It's finally here, the thing nobody asked for!

So a couple of months ago I was listening to Mike Duncan's Revolutions podcast, the section on the French Revolution in particular.

I don't want to get into my opinions about the French Revolution too much because

  1. That's not what this blog post is about, and
  2. We'd be here all day

So putting that aside, one thing I will say is that I can't help myself, I find the French Republican Calendar simply charming as an idea.

And, looking for a project to build, stumbled on the idea of having something that would help me keep track of today's date in the French Republican Calendar.

Normally I would whip this out as a quick console project but I don't love the ux of console apps all that much (as quick as they are to make). But I also didn't want to make a fully integrated GUI app either. Honestly I wanted to make something that I could set, forget, and only check as often as I felt like it.

And that's when the idea of a twitter bot struck me. It's perfect. And getting experience with the Twitter API seemed like a good thing to have.

"I'll just make a twitter bot." That was me. That was how I sounded. Naive and optemistic.

This project took three times as long as I anticipated for two major reasons. Calendars, and Twitter. Which are the only two parts of the whole project so what does that tell you about my estimates?
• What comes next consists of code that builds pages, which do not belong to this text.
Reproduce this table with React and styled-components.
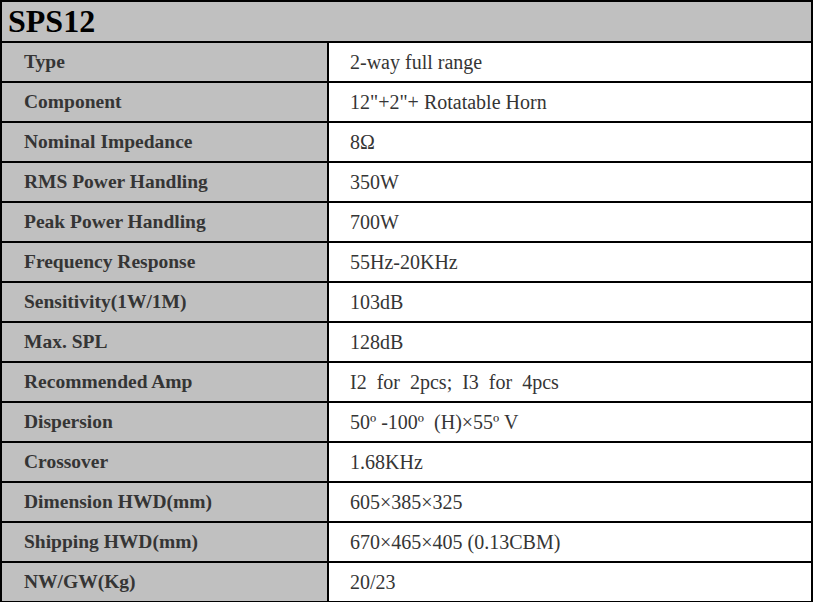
import { createGlobalStyle, styled } from 'styled-components'

const GlobalStyle = createGlobalStyle`
    html, body {
        margin: 0;
        padding: 0;
        background: #ffffff;
    }
`

const specs = [
    ['Type', '2-way full range'],
    ['Component', '12"+2"+ Rotatable Horn'],
    ['Nominal Impedance', '8Ω'],
    ['RMS Power Handling', '350W'],
    ['Peak Power Handling', '700W'],
    ['Frequency Response', '55Hz-20KHz'],
    ['Sensitivity(1W/1M)', '103dB'],
    ['Max. SPL', '128dB'],
    ['Recommended Amp', 'I2\u00a0 for\u00a0 2pcs;\u00a0 I3\u00a0 for\u00a0 4pcs'],
    ['Dispersion', '50º -100º\u00a0 (H)×55º V'],
    ['Crossover', '1.68KHz'],
    ['Dimension HWD(mm)', '605×385×325'],
    ['Shipping HWD(mm)', '670×465×405 (0.13CBM)'],
    ['NW/GW(Kg)', '20/23'],
]

const Sheet = styled.table`
    width: 813px;
    border-collapse: collapse;
    table-layout: fixed;
    font-family: "Liberation Serif", "DejaVu Serif", serif;
    color: #353535;
    border: 2px solid #000;
`

const TitleCell = styled.th`
    height: 39px;
    padding: 0 0 0 6px;
    background: #c0c0c0;
    border-bottom: 2px solid #000;
    text-align: left;
    font-size: 32px;
    font-weight: bold;
    color: #000;
`

const Row = styled.tr`
    height: 40px;
`

const LabelCell = styled.td`
    padding: 0 0 0 22px;
    background: #c0c0c0;
    border-bottom: 2px solid #000;
    border-right: 2px solid #000;
    font-size: 19.5px;
    font-weight: bold;
`

const ValueCell = styled.td`
    padding: 0 0 0 21px;
    background: #ffffff;
    border-bottom: 2px solid #000;
    font-size: 20px;
`

function App() {
    return (
        <>
            <GlobalStyle />
            <Sheet>
                <colgroup>
                    <col style={{ width: 327 }} />
                    <col />
                </colgroup>
                <thead>
                    <tr>
                        <TitleCell colSpan={2}>SPS12</TitleCell>
                    </tr>
                </thead>
                <tbody>
                    {specs.map(([label, value]) => (
                        <Row key={label}>
                            <LabelCell>{label}</LabelCell>
                            <ValueCell>{value}</ValueCell>
                        </Row>
                    ))}
                </tbody>
            </Sheet>
        </>
    )
}

export default App
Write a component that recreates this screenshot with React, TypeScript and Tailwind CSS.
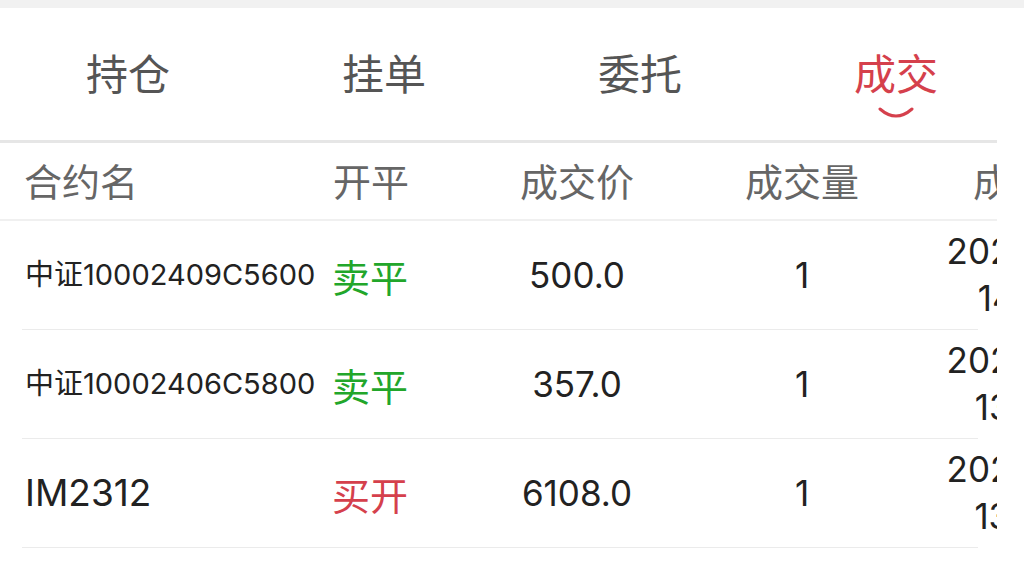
import React from 'react'

const tabs = ['持仓', '挂单', '委托', '成交']

const rows = [
  { name: '中证10002409C5600', small: true, side: '卖平', sell: true, price: '500.0', qty: '1', date: '2023-12-04', time: '14:31:20' },
  { name: '中证10002406C5800', small: true, side: '卖平', sell: true, price: '357.0', qty: '1', date: '2023-12-04', time: '13:52:08' },
  { name: 'IM2312', small: false, side: '买开', sell: false, price: '6108.0', qty: '1', date: '2023-12-04', time: '13:36:45' },
]

export default function App() {
  return (
    <div className="w-[1024px] h-[571px] overflow-hidden bg-white font-['Inter','Noto_Sans_CJK_SC',sans-serif]">
      <div className="h-2 bg-[#f1f1f1]" />

      {/* tabs */}
      <div className="grid grid-cols-4 h-[132px]">
        {tabs.map((t, i) => {
          const active = i === 3
          return (
            <div key={t} className="relative flex items-center justify-center">
              <span
                className={
                  'text-[42px] leading-none font-["Noto_Sans_CJK_SC",sans-serif] -mt-[5px] ' +
                  (active ? 'text-[#d5404c]' : 'text-[#555555]')
                }
              >
                {t}
              </span>
              {active && (
                <svg
                  className="absolute left-1/2 -translate-x-1/2 top-[98px]"
                  width="38"
                  height="14"
                  viewBox="0 0 38 14"
                >
                  <path d="M3 3 Q19 17 35 3" fill="none" stroke="#d5404c" strokeWidth="3" strokeLinecap="round" />
                </svg>
              )}
            </div>
          )
        })}
      </div>

      <div className="w-[997px] overflow-hidden">
        <div className="h-[3px] bg-[#e6e6e6]" />

        {/* header */}
        <div className="grid grid-cols-[330px_130px_234px_216px_280px] h-[78px] items-center border-b-2 border-[#f0f0f0] text-[38px] text-[#666666] font-['Noto_Sans_CJK_SC',sans-serif]">
          <div className="pl-[24px] -mt-[4px]">合约名</div>
          <div className="pl-[3px] -mt-[4px]">开平</div>
          <div className="text-center -mt-[4px]">成交价</div>
          <div className="text-center -mt-[4px]">成交量</div>
          <div className="text-center whitespace-nowrap -mt-[4px] pr-[2px]">成交时间</div>
        </div>

        {rows.map((r, i) => (
          <div key={i}>
            <div className="grid grid-cols-[330px_130px_234px_216px_280px] h-[108px] items-center text-[#222222]">
              <div className={'pl-[25px] whitespace-nowrap ' + (r.small ? 'text-[29px]' : 'text-[37px]')}>
                {r.name}
              </div>
              <div
                className={
                  'pl-[2px] text-[38px] font-["Noto_Sans_CJK_SC",sans-serif] ' +
                  (r.sell ? 'text-[#22a62a]' : 'text-[#d5404c]')
                }
              >
                {r.side}
              </div>
              <div className="text-center text-[35px]">{r.price}</div>
              <div className="text-center text-[35px]">{r.qty}</div>
              <div className="flex flex-col items-center pr-[8px] text-[35px] leading-[47px] whitespace-nowrap">
                <span>{r.date}</span>
                <span>{r.time}</span>
              </div>
            </div>
            <div className="ml-[22px] w-[956px] h-px bg-[#ebebeb]" />
          </div>
        ))}
      </div>
    </div>
  )
}
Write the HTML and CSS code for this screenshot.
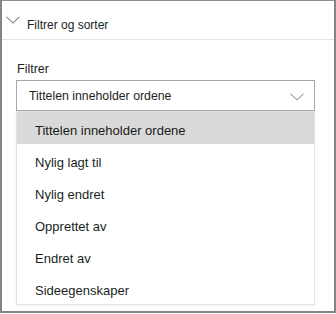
FILE: index.html
```html
<!DOCTYPE html>
<html lang="no">
<head>
<meta charset="utf-8">
<title>Filtrer og sorter</title>
<link rel="stylesheet" href="styles.css">
</head>
<body>
<div class="frame">
  <div class="header">
    <svg class="hchev" width="14" height="8" viewBox="0 0 14 8"><path d="M0.5 0.8 L7 7 L13.5 0.8" fill="none" stroke="#8a8a8a" stroke-width="1.1"/></svg>
    <span class="htitle">Filtrer og sorter</span>
  </div>
  <div class="body">
    <div class="label">Filtrer</div>
    <div class="dropdown">
      <span class="dtext">Tittelen inneholder ordene</span>
      <svg class="dchev" width="14" height="8" viewBox="0 0 14 8"><path d="M0.5 0.8 L7 6.8 L13.5 0.8" fill="none" stroke="#9a9a9a" stroke-width="1.1"/></svg>
    </div>
    <ul class="list">
      <li class="item selected">Tittelen inneholder ordene</li>
      <li class="item">Nylig lagt til</li>
      <li class="item">Nylig endret</li>
      <li class="item">Opprettet av</li>
      <li class="item">Endret av</li>
      <li class="item">Sideegenskaper</li>
    </ul>
  </div>
</div>
</body>
</html>
```

FILE: styles.css
```css
html, body {
  margin: 0;
  padding: 0;
  background: #ffffff;
}
body {
  width: 336px;
  height: 314px;
  font-family: "Liberation Sans", Arial, sans-serif;
  color: #252423;
}
.frame {
  box-sizing: border-box;
  width: 336px;
  height: 313px;
  border: 2px solid #858585;
  border-top: 1px solid #8f8f8f;
  background: #fff;
}
.header {
  height: 38px;
  border-bottom: 1px solid #e3e3e3;
  display: flex;
  align-items: flex-start;
}
.hchev {
  margin-left: 4px;
  margin-top: 15px;
  flex: none;
}
.htitle {
  margin-left: 7px;
  margin-top: 17px;
  font-size: 12px;
  line-height: 14px;
  color: #201f1e;
}
.body {
  padding: 22px 0 0 14px;
}
.label {
  margin-left: 1px;
  font-size: 12.5px;
  line-height: 15px;
  height: 15px;
  margin-bottom: 3px;
  color: #252423;
}
.dropdown {
  box-sizing: border-box;
  width: 299px;
  height: 31px;
  border: 1px solid #a8a8a8;
  display: flex;
  align-items: flex-start;
  justify-content: space-between;
}
.dtext {
  margin-left: 12px;
  padding-top: 2px;
  font-size: 12.3px;
  line-height: 27px;
  color: #201f1e;
}
.dchev {
  margin-right: 10px;
  margin-top: 12px;
}
.list {
  list-style: none;
  margin: 0;
  padding: 0;
  box-sizing: border-box;
  width: 299px;
  border: 1px solid #e3e3e3;
  box-shadow: 0 1px 2px rgba(0,0,0,0.06);
}
.item {
  box-sizing: border-box;
  height: 32px;
  padding: 6px 0 0 18px;
  font-size: 13px;
  line-height: 26px;
  color: #201f1e;
}
.item.selected {
  background: #dadada;
  color: #1b1a19;
}
```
First, calendars. It turns out that converting one date into another date is... Hard. Like. Really really hard. I naively thought that this was as simple as "count the number of days since x, then divide." It should have been that simple. It really, really wasnt.

For reasons I don't fully understand my equations kept coming back wrong somehow, it would get the date right but the year was off, it would get the right year but then the month wouldn't be right. I kept checking and rechecking my code and as best as I could tell it was so close, it wanted to be the right date so bad. But in the end I couldn't figure out why my simple "take number of days and divide repeatedly" trick wasn't getting me anywhere. I wanted it to be that elegant of a solution, but I gave up on that idea.

In the end what saved this project was me finding the Repubcal library online, which handles the date conversion for me. It uses the ephem library to run actual astronomical calculations to get the precise start and end of each republican year and day.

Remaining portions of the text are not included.